> [Task brief] Exactly the lines from the start of the data below through the line that contains "import React from 'react';" are to be copied, with pictures left out.

──────

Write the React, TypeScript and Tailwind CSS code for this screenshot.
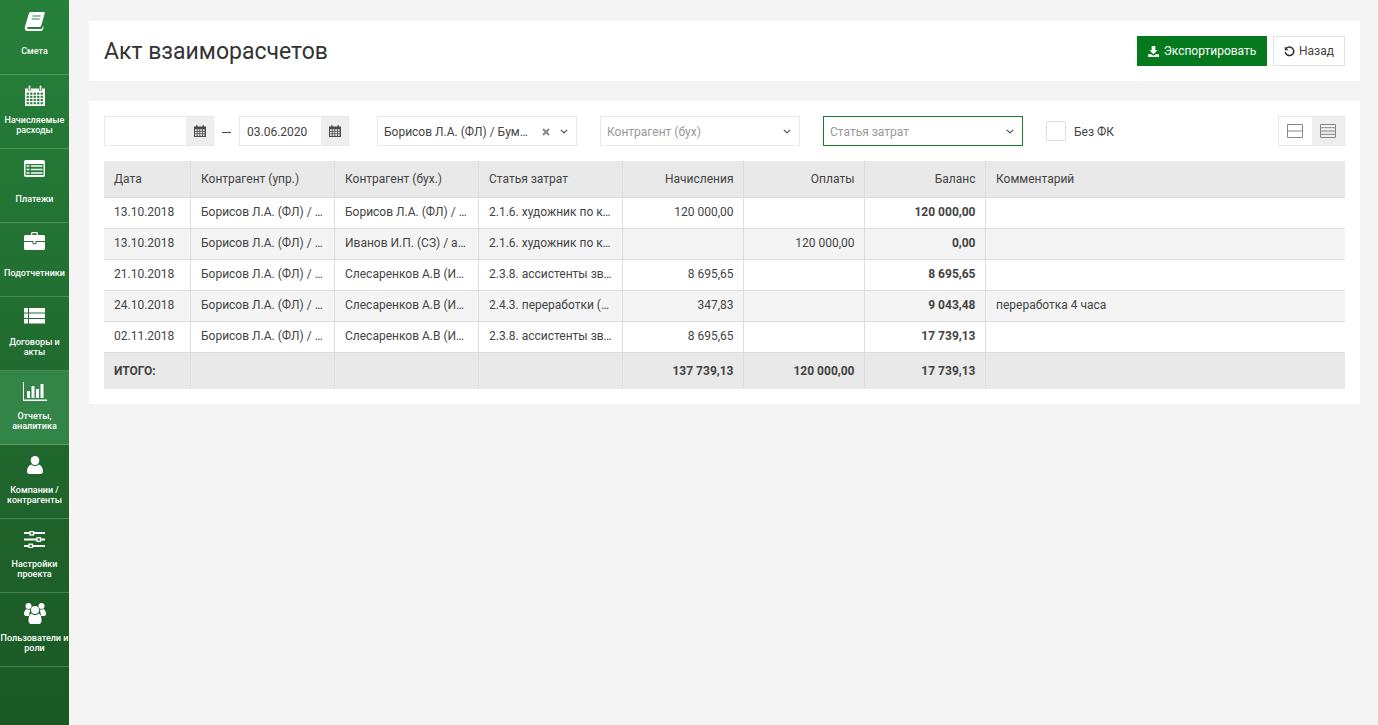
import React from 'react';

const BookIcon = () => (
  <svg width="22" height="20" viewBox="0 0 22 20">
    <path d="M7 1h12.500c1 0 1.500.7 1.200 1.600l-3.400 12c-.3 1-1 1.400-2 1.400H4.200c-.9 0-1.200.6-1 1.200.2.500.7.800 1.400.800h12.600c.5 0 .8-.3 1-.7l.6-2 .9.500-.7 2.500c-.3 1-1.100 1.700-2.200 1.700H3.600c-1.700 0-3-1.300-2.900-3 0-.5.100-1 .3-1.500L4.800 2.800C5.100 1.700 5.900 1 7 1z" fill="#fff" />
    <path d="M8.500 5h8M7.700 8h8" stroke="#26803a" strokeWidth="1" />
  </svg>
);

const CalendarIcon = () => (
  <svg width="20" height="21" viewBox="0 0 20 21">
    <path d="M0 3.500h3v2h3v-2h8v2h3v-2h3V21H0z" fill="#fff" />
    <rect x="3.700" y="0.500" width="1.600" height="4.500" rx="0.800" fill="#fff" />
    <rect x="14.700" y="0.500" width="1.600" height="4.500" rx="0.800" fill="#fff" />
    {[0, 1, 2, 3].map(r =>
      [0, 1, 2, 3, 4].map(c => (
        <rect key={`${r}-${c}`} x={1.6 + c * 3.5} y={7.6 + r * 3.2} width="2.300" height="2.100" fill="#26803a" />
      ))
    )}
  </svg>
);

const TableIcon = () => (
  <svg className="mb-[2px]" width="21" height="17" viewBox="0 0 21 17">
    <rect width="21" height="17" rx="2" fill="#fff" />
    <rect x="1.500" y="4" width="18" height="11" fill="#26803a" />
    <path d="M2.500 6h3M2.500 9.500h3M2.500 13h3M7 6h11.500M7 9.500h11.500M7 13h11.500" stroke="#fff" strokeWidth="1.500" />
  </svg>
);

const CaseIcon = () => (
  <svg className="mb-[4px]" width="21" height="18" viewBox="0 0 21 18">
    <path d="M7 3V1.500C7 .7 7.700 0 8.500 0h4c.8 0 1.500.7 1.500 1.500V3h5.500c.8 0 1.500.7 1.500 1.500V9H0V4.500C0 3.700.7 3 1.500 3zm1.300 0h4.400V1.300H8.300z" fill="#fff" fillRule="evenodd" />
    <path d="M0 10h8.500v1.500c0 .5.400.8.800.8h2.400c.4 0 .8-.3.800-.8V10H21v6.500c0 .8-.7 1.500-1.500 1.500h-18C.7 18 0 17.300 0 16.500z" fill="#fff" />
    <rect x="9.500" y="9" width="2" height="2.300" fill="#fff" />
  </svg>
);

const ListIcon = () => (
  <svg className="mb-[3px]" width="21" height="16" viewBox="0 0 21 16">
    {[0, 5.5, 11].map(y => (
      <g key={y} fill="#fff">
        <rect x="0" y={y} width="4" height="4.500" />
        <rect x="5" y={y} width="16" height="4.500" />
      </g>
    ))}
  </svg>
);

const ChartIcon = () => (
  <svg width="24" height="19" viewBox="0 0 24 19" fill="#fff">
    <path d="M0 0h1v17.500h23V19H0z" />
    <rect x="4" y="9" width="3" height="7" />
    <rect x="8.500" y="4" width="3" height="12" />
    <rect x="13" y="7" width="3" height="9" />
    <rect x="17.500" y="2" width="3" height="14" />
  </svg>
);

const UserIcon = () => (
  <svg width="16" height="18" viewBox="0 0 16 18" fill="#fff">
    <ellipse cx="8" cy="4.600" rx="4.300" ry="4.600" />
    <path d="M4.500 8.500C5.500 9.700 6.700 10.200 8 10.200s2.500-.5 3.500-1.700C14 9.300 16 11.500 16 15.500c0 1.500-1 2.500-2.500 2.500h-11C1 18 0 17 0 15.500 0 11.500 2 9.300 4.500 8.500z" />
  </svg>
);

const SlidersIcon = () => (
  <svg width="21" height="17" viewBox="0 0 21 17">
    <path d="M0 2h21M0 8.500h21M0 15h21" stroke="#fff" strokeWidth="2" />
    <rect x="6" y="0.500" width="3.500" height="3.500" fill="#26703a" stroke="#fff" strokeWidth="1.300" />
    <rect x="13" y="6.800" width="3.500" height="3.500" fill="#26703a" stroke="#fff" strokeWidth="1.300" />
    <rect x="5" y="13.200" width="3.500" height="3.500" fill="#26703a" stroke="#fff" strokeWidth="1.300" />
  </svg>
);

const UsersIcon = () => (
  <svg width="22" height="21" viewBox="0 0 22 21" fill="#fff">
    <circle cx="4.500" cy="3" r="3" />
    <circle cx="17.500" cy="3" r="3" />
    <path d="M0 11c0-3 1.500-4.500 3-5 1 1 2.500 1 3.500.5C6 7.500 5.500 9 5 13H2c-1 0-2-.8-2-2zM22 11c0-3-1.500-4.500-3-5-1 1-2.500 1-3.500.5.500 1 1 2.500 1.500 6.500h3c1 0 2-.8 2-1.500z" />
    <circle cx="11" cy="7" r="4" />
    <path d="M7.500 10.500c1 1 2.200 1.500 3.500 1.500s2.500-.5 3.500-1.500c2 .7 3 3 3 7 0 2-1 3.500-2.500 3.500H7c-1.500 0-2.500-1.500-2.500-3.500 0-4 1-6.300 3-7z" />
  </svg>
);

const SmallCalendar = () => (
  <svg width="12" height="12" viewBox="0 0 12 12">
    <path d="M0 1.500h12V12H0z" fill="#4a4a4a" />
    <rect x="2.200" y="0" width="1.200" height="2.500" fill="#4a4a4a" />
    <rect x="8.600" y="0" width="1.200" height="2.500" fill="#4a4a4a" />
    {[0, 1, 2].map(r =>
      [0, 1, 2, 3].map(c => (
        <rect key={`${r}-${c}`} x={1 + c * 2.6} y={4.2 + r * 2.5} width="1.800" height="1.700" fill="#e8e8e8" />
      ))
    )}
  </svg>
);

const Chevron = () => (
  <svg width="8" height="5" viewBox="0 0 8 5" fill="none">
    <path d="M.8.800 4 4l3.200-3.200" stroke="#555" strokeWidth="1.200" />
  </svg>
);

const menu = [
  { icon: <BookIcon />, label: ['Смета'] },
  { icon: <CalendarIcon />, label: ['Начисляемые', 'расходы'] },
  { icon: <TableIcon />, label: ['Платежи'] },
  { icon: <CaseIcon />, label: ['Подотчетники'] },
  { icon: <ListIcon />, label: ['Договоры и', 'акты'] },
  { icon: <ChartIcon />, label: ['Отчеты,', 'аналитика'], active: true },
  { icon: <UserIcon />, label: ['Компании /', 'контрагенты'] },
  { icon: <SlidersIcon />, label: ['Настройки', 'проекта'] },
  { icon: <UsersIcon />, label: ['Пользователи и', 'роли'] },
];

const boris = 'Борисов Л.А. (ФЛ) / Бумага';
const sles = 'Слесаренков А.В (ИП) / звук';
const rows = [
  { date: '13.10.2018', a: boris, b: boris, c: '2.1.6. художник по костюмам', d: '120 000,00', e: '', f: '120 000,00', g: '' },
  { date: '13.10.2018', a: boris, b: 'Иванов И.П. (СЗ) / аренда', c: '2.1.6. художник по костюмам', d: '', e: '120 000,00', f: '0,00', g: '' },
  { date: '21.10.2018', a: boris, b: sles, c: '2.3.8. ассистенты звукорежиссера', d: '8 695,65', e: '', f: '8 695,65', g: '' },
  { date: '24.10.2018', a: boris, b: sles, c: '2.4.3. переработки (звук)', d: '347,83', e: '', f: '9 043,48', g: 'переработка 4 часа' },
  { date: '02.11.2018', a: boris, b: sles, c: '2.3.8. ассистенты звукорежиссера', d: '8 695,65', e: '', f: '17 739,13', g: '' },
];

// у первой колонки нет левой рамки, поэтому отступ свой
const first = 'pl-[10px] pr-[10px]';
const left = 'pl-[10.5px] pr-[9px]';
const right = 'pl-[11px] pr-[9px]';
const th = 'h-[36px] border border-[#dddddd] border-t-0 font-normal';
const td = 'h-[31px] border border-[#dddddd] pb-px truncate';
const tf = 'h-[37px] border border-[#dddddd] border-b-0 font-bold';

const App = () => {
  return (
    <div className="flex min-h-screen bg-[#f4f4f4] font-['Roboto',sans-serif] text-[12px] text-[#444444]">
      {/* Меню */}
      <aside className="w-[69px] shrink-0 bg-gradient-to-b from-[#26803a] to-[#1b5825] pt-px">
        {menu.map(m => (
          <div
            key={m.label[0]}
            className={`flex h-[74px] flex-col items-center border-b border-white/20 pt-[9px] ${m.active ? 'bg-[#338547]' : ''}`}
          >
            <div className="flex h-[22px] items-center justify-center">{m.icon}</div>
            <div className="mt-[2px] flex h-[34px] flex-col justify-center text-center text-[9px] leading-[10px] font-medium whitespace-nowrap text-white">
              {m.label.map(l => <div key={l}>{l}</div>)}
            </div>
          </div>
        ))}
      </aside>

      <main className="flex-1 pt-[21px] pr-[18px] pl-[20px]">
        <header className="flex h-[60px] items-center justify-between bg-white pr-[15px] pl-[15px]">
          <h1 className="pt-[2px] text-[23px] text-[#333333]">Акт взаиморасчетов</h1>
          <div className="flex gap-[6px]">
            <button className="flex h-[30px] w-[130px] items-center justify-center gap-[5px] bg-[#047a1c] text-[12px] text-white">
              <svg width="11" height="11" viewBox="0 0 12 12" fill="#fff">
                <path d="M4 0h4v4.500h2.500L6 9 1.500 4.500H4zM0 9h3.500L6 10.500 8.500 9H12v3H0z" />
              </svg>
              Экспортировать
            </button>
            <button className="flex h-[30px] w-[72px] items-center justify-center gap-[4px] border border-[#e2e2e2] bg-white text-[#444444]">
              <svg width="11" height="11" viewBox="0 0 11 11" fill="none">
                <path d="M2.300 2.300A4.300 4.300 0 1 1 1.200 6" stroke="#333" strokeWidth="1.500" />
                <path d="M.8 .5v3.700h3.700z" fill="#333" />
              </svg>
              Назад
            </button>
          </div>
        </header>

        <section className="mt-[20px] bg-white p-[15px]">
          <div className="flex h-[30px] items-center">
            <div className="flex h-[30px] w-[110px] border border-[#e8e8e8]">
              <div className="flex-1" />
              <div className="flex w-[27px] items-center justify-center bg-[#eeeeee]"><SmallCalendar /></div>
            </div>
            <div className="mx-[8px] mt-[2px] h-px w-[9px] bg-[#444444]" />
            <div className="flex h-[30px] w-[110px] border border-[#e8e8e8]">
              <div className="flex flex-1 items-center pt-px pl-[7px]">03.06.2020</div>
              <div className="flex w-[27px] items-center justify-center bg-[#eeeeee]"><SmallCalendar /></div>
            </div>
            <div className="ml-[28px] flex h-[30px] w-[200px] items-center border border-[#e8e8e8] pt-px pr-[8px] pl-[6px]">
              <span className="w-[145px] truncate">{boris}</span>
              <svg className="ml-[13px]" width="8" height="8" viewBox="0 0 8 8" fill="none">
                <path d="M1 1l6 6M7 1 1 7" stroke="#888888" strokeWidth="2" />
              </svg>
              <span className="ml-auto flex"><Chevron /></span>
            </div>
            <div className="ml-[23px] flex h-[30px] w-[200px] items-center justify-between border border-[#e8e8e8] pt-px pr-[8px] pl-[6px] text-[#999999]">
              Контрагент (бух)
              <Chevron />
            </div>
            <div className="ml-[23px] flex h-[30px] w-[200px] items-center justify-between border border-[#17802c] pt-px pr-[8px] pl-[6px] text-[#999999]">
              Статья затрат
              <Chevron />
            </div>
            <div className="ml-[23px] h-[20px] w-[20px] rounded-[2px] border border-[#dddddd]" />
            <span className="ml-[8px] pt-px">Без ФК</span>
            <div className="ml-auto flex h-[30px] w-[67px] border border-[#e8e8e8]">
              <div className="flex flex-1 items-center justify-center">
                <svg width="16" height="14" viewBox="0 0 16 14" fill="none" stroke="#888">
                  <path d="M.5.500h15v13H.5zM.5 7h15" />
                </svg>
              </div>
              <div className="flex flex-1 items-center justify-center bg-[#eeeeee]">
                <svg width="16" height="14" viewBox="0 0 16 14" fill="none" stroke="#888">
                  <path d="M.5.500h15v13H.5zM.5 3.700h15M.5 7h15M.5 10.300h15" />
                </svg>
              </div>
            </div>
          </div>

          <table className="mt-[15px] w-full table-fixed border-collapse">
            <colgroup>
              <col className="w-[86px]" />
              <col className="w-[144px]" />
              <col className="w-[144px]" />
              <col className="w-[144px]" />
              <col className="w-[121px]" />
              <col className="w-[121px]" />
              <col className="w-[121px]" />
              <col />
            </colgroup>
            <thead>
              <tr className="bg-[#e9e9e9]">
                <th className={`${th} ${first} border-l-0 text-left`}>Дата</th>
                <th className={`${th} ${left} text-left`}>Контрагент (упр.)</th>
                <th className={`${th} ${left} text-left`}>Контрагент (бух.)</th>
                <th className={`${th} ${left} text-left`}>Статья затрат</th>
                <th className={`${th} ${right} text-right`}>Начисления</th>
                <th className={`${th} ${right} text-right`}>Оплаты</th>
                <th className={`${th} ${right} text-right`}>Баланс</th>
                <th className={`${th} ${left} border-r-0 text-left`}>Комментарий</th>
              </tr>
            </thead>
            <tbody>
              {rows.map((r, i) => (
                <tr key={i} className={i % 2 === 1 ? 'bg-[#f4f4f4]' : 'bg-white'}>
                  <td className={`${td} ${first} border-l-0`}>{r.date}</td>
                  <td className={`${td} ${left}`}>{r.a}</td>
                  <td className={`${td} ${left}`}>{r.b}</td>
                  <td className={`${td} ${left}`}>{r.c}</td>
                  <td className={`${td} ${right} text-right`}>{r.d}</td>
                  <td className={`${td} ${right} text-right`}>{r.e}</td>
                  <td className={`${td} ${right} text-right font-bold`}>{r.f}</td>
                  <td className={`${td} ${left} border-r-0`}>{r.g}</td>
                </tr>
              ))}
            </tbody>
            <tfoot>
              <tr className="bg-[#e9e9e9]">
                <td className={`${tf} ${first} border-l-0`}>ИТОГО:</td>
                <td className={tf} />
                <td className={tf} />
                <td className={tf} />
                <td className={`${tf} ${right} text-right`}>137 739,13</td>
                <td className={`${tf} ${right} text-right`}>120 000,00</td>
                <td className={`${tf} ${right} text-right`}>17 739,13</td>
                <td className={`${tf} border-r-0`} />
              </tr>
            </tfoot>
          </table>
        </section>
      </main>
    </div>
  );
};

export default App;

──────

> [Answer to this task]
Write the React, TypeScript and Tailwind CSS code for this screenshot.
import React from 'react';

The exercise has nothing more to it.